Conyers and Leahy quickly released statements blasting the move.

“While we remain willing to negotiate with the White House, they adhere to their unacceptable all-or-nothing position, and now will not even seek to properly justify their privilege claims,” Conyers said, making it clear that they were prepared to go to court. “Contrary to what the White House may believe, it is the Congress and the Courts that will decide whether an invocation of Executive Privilege is valid, not the White House unilaterally.”

Leahy reiterated that he hopes to negotiate “a workable solution” but decried the White House’s attempt to shield staffers and other information from public view.

Fielding reiterated that the president remained willing to provide information in the absence of subpoenas — under White House-approved conditions — but that offer has been rejected by the Democratic chairmen as insufficient.

“What is the White House trying to hide by refusing to turn over evidence it was willing to provide months ago as long as that information was shared in secret with no opportunity for Congress to pursue the matter further?” Leahy asked. “There is clear evidence that Ms. Taylor was one of several White House officials who played a key role in these firings and the Administration’s response to cover up the reasons behind them when questions first arose.”

Senate Judiciary ranking member Arlen Specter (R-Pa.) also said on the Senate floor that he hoped a deal could still be reached to avoid what he said would be a two-year court battle that would extend past Bush’s leaving office. Specter said the investigation was important because it could “lead us to a new attorney general” and said he would be willing to go along with the White House’s offer of private, informal discussions with Miers and Taylor, but he added that he would prefer a public transcript and said Congress should retain the right to subpoena.

The battle over executive privilege also moved to a second front, as Conyers sent a letter to Bush asking him to waive executive privilege with regard to his decision to spare Vice President Cheney’s former chief of staff, Scooter Libby, from prison. Conyers noted that former President Bill Clinton did so in the case of the pardon of financier Marc Rich in 2001 and that President Gerald Ford testified himself before the Judiciary Committee to defend his pardon of Richard Nixon.

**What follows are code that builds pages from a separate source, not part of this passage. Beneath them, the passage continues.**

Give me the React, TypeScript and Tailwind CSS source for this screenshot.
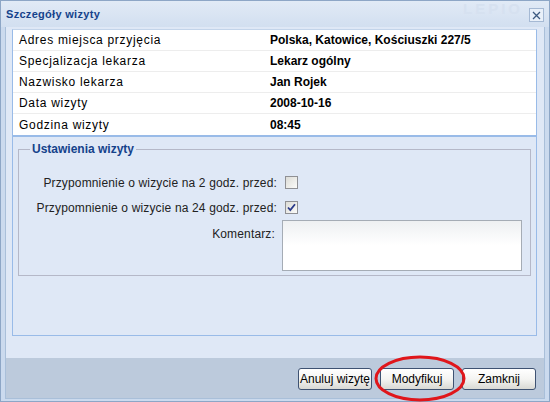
import React from "react";

const rows = [
  ["Adres miejsca przyjęcia", "Polska, Katowice, Kościuszki 227/5"],
  ["Specjalizacja lekarza", "Lekarz ogólny"],
  ["Nazwisko lekarza", "Jan Rojek"],
  ["Data wizyty", "2008-10-16"],
  ["Godzina wizyty", "08:45"],
];

function Checkbox({ checked }: { checked?: boolean }) {
  return (
    <div className="w-[13px] h-[13px] border border-[#8f9094] bg-gradient-to-br from-[#dcdcd7] to-[#fbfbf9] flex items-center justify-center">
      {checked && (
        <svg width="9" height="9" viewBox="0 0 9 9">
          <path d="M1 4.5 L3.3 7 L8 1.2" fill="none" stroke="#2a3a8a" strokeWidth="1.8" />
        </svg>
      )}
    </div>
  );
}

function Button({ label }: { label: string }) {
  return (
    <button className="h-[22px] w-[74px] rounded-[3px] border border-[#3e5272] bg-gradient-to-b from-white via-[#f4f4f2] to-[#d9d9d4] text-[12px] text-black leading-none">
      {label}
    </button>
  );
}

export default function App() {
  return (
    <div
      className="relative w-[550px] h-[402px] bg-[#cbdaee] border border-[#8da6c6] flex flex-col"
      style={{ fontFamily: '"Liberation Sans", Arial, sans-serif' }}
    >
      {/* title bar */}
      <div className="relative h-[26px] shrink-0 bg-gradient-to-b from-[#e1eaf6] to-[#d2dff0] flex items-center px-[5px]">
        <span className="text-[11px] font-bold text-[#15428b] tracking-[0.3px]">Szczegóły wizyty</span>
        <span className="absolute right-[26px] top-[0px] text-[15px] leading-none font-bold tracking-[3px] text-[#d6e1f0]">LEPIO</span>
        <div className="absolute right-[5px] top-[7px] w-[15px] h-[14px] border border-[#a5b9d4] bg-[#e9f0f9] flex items-center justify-center">
          <svg width="9" height="9" viewBox="0 0 9 9">
            <path d="M1 1 L8 8 M8 1 L1 8" stroke="#3d5a80" strokeWidth="1.3" />
          </svg>
        </div>
      </div>

      {/* body */}
      <div className="flex-1 mx-[4px] bg-[#dfe8f6] border-x border-[#a9bfd9] pl-[6px] pr-[7px] pt-[2px] flex flex-col">
        <div className="h-[307px] border border-[#99bbe8] border-t-[#c3d4ea] flex flex-col bg-[#dfe8f6]">
          <div className="bg-white border-b-2 border-[#99bbe8]">
            {rows.map(([k, v], i) => (
              <div
                key={k}
                className={`h-[21px] flex items-center text-black ${i < rows.length - 1 ? "border-b border-[#ededed]" : ""}`}
              >
                <span className="w-[257px] pl-[6px] text-[12px] tracking-[0.7px]">{k}</span>
                <span className="font-bold text-[12px]">{v}</span>
              </div>
            ))}
          </div>

          <fieldset className="mx-[5px] mt-[3px] h-[136px] border border-[#b5b8c8] pl-[10px] pr-[6px]">
            <legend className="text-[12px] font-bold text-[#15428b] px-[2px] ml-[1px]">Ustawienia wizyty</legend>
            <div className="flex flex-col text-[12px] text-[#222] tracking-[0.15px] mt-[12px]">
              <div className="flex items-center h-[25px]">
                <span className="w-[256px] text-right pr-[8px]">Przypomnienie o wizycie na 2 godz. przed:</span>
                <Checkbox />
              </div>
              <div className="flex items-center h-[25px]">
                <span className="w-[256px] text-right pr-[8px]">Przypomnienie o wizycie na 24 godz. przed:</span>
                <Checkbox checked />
              </div>
              <div className="flex items-start">
                <span className="w-[253px] text-right pr-[7px] pt-[5px]">Komentarz:</span>
                <div className="w-[240px] h-[51px] border border-[#a5acb5] bg-gradient-to-b from-[#eef0f2] via-white to-white" />
              </div>
            </div>
          </fieldset>
        </div>
      </div>

      {/* footer */}
      <div className="h-[41px] shrink-0 mx-[4px] bg-[#bccadc] border-x border-b border-[#a9bfd9] flex items-center justify-end gap-[8px] pr-[8px] pt-[1px]">
        <Button label="Anuluj wizytę" />
        <Button label="Modyfikuj" />
        <Button label="Zamknij" />
      </div>
      <div className="h-[2px] shrink-0" />

      <svg className="absolute left-[373px] top-[354px] pointer-events-none" width="92" height="47" viewBox="0 0 92 47">
        <ellipse cx="46" cy="23.5" rx="44" ry="21.5" fill="none" stroke="#e0161b" strokeWidth="3" />
      </svg>
    </div>
  );
}
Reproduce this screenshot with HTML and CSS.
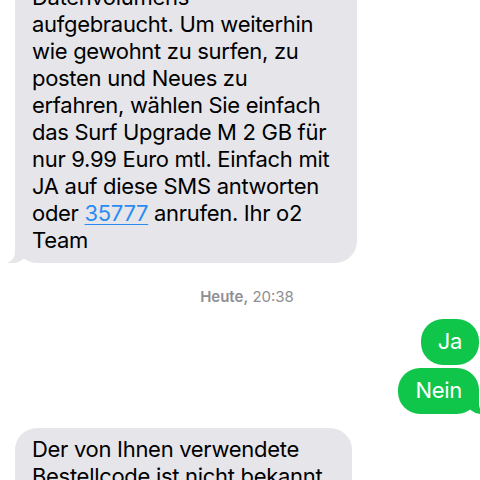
FILE: index.html
```html
<!DOCTYPE html>
<html lang="de">
<head>
<meta charset="utf-8">
<title>Nachrichten</title>
<link rel="stylesheet" href="styles.css">
</head>
<body>
<div class="chat">
  <div class="bubble in first">Datenvolumens<br>aufgebraucht. Um weiterhin<br>wie gewohnt zu surfen, zu<br>posten und Neues zu<br>erfahren, wählen Sie einfach<br>das Surf Upgrade M 2 GB für<br>nur 9.99 Euro mtl. Einfach mit<br>JA auf diese SMS antworten<br>oder <span class="link">35777</span> anrufen. Ihr o2<br>Team</div>
  <div class="stamp"><b>Heute,</b> 20:38</div>
  <div class="bubble out ja">Ja</div>
  <div class="bubble out nein tail">Nein</div>
  <div class="bubble in third">Der von Ihnen verwendete<br>Bestellcode ist nicht bekannt.</div>
</div>
</body>
</html>
```
FILE: styles.css
```css
html, body {
  margin: 0;
  padding: 0;
  background: #ffffff;
  overflow: hidden;
}
body {
  width: 480px;
  height: 480px;
  font-family: Inter, "Noto Sans", sans-serif;
}
.chat {
  display: flex;
  flex-direction: column;
  padding: 0 1px 0 15px;
}
.bubble {
  position: relative;
  box-sizing: border-box;
  font-size: 22px;
  line-height: 27px;
  letter-spacing: -0.3px;
  border-radius: 22px;
  white-space: nowrap;
}
.in {
  align-self: flex-start;
  background: #e5e5ea;
  color: #000;
  padding: 8px 17px 9px 17px;
}
.out {
  align-self: flex-end;
  background: #0fc64b;
  color: #fff;
  padding: 9px 17px 10px 17px;
}
.first {
  margin-top: -24px;
  width: 342px;
}
.first::before,
.tail::before {
  content: "";
  position: absolute;
  bottom: 0;
  width: 20px;
  height: 22px;
}
.first::before {
  left: -7px;
  background: #e5e5ea;
  border-bottom-right-radius: 16px 14px;
}
.first::after,
.tail::after {
  content: "";
  position: absolute;
  bottom: 0;
  width: 10px;
  height: 22px;
  background: #ffffff;
}
.first::after {
  left: -10px;
  border-bottom-right-radius: 10px;
}
.tail::before {
  right: -7px;
  background: #0fc64b;
  border-bottom-left-radius: 16px 14px;
}
.tail::after {
  right: -10px;
  border-bottom-left-radius: 10px;
}
.link {
  color: #2a8cf0;
  text-decoration: underline;
  text-decoration-thickness: 1px;
  text-underline-offset: 3px;
}
.stamp {
  align-self: center;
  margin: 25px 0 13px 0;
  font-size: 15px;
  line-height: 18px;
  color: #8e8e93;
}
.stamp b {
  font-weight: 600;
}
.nein {
  margin-top: 3px;
}
.third {
  margin-top: 14px;
  width: 337px;
}
```
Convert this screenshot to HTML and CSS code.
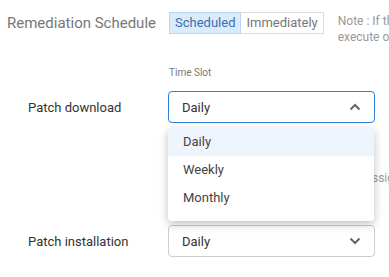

“While I recognize that the clemency power is a Presidential prerogative, your decision to commute Scooter Libby’s sentence has proven highly controversial, with commentators suggesting that this act may have had the effect of removing any further incentive that Mr. Libby may have had to provide more complete information about the leak of information on Valerie [Plame] Wilson’s work as an intelligence agent and the role that your Vice President and you yourself may have played in that leak,” Conyers wrote.

Conyers said he wanted to know what role Cheney played in the decision and on what basis Bush considered Libby’s 30-month prison sentence for perjury and obstruction of justice “excessive.” Conyers also said in the letter that he wanted to know whether Libby had been given assurances either before or after his false testimony that he would be protected from jail time.

“We have received the letter, and will respond appropriately,” wrote White House spokesman Tony Fratto in an e-mail. “It’s notable that Chairman Conyers concedes that his request would require the president to waive executive privilege. We, of course, share the view that the president is entitled to candid and confidential advice from his aides.”

Conyers will hold a hearing on Wednesday on the Libby case and the pardon power featuring former Ambassador Joseph Wilson and legal experts, with future hearings expected. Leahy said on CNN’s “Late Edition” on Sunday that he may seek to call special prosecutor Patrick Fitzgerald to a hearing on the Libby case but had no plans to call Libby. Leahy said the president and vice president “bought his silence” and by not issuing a full pardon, Libby can still claim his Fifth Amendment privilege against self-incrimination to avoid testifying.